The theme of hopelessness that runs throughout the six parts of the work hints to the long road Christians traverse towards purified belief. Ash Wednesday is a poem of pilgrimage; the story of a soul. No more clearly than in these rhymed aspirations, these tentative, often despairing words, do we realize that we exist to be molded by hope. We remember that, as we progress from ‘dust to dust’, the work of God — the redemptive work of His grace — remains the preeminent force within our lives.

At the onset of Lent we are given a tangible reminder that, apart from God, we are but dust. Rooted in the understanding that we are fashioned from the dust of the earth, slowly, often painfully, we learn that apart from the life-giving breath of His creative love, we return to dust. Apart from His grace, we do not hope. We dare not hope. We cannot hope.

We cannot arrive at true hope on our own. Hope requires the intricate interplay of grace and will through which God perfects our wounded nature. This is the difficult and probing purification that mysteriously transforms our weakness into His likeness. We have to desire it. We must grant the sculptor licence to reveal the glory of the stone-cold heart.

Mercy stands as that lintel upon which the portal to hope newly opens. To seek mercy is to slowly learn to hope again. Mercy teaches us the depths of love. Mercy teaches how to forgive. Mercy teaches what love asks of us. Mercy teaches that the cost matters not.

On the foundations of a love that does not count the cost, a love that is liberally lavished, we are elevated — brought there where the vista expands to encompass not just ourselves, but those who surround us in present exile. We are brought up from the depths of selfishness and the disgrace of pride.  From this vantage point, we are set free to pray, to pray once more, to pray, perhaps, as we have never before prayed — to pray for the mercy we desire, and the courage to beseech it.

And pray to God to have mercy upon us
And pray that I may forget
These matters that with myself I too much discuss
Too much explain
Because I do not hope to turn again
Let these words answer
For what is done, not to be done again
May the judgement not be too heavy upon us

The harsh temptation is to doubt mercy; to doubt that mercy changes us; to doubt that we can change. The exercises of Lenten penitence — its effects which mark us — help us remember that we have been changed once and for all in Baptism. We have been claimed, and deemed precious enough that the Son of God would die for love of us.

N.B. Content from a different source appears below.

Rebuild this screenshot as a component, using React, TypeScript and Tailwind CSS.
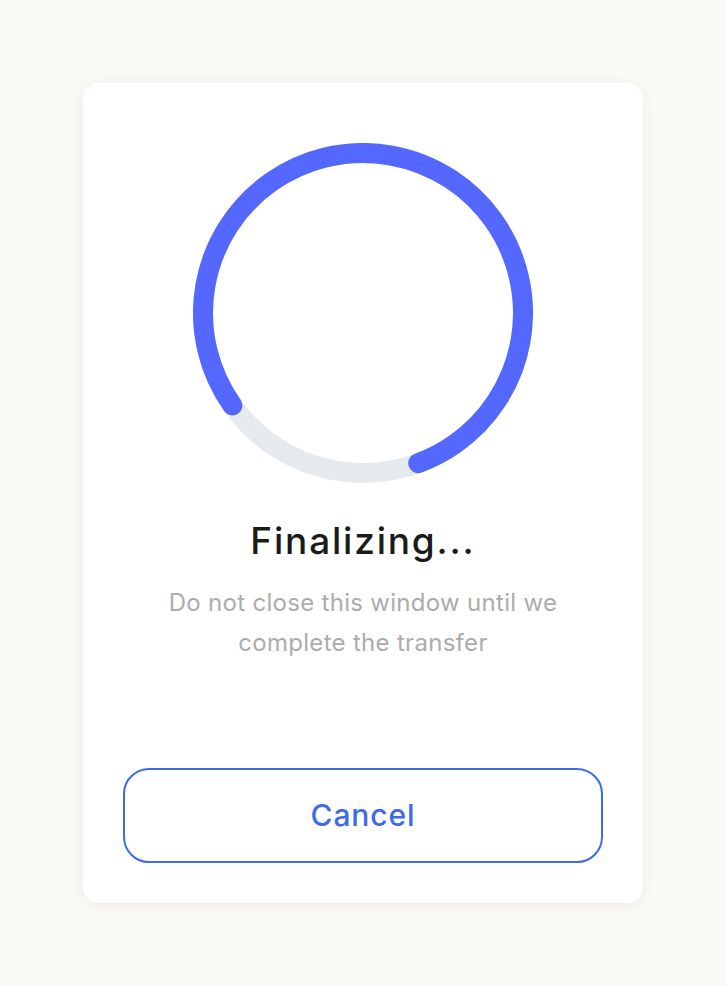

If the burden of judgment seems heavy, it is because He bore the heavy burden of our sinfulness first. We share in His suffering, as we share in His glory. This is the meaning of sharing in divine life. This is the appeal of Lenten hope: a hope that is alive as it is crucified — flesh and blood bound on the beams of mercy, to open the doors to eternity.

Lavished in this mercy, we are humbled — diminished in a salutary way — only to be vivified, only to realize that true life is to depend on His life. We are invited to rely on His grace, to set ourselves in that position of honest need, and so shatter once and for all the empty shell of self-reliance. All this is staked on the truth of a far more perfect love: He was the first offering, the first perfect sacrifice, the first to die that we might live.

Because these wings are no longer wings to fly
But merely vans to beat the air
The air which is now thoroughly small and dry
Smaller and dryer than the will
Teach us to care and not to care
Teach us to sit still.

Here, is the first taste of freedom. Here, we rise from the ash-heap of wasted lives, and emerge from the darkness of incredulous denial. Here, at last, we find the strength to touch the hem of His garment, trusting again. Here, we are given the power to offer others the forgiveness we have ourselves received: the power to grant them freedom from past faults. Here, we enter into that largesse that is waiting for the opportunity to give itself eternally.

Here, we behold anew the face of God.

Pray for us sinners now and at the hour of our death
Pray for us now and at the hour of our death.
— T.S.Eliot, Ash Wednesday, Part I

By His sacred wounds, we are healed.